Economists are also divided on whether the ECB will move to boost overall liquidity by offering another three-year long-term refinancing operation, or LTRO.
A pair of such operations in December and February were credited with lowering fears of any near-term, funding-related banking failures while also providing banks with ammo to resume purchases of government bonds.
Marie Diron, senior economic adviser to the Ernst & Young Euro-zone Forecast, contends the ECB could cut its refi rate by a half point but doubts the central bank is ready to provide another round of long-term loans amid a lack of evidence of regionwide lack of liquidity.
Weinberg contends, however, that the ECB is likely to open the long-term liquidity taps after moving last month to ease rules governing the collateral banks can post to secure loans from the central bank.
"It is more comfortable to lend out cash when you have it on hand for more than a week," he said.

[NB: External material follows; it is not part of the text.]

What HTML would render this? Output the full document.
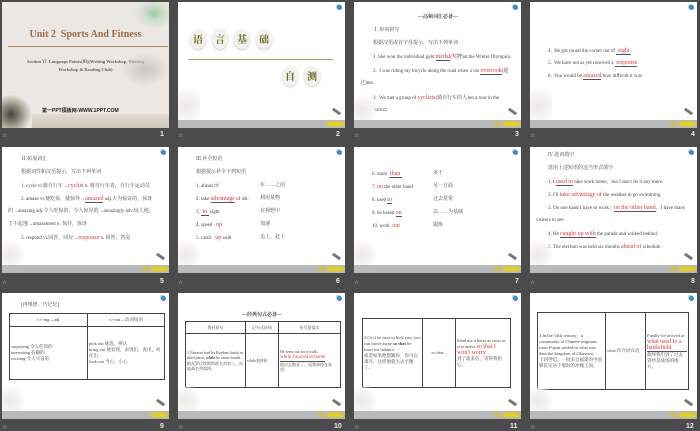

Before the ECB acts, the Bank of England will announce the outcome of its policy meeting at 7 a.m. U.S. Eastern.
Economists widely expect the bank to boost the size of its quantitative-easing program by another 50 billion pounds ($78.3 billion), bringing it to £375 billion. Read Market Extra and ECB, BOE rate expectations.
Of course, any sort of rate cut isn't a foregone conclusion.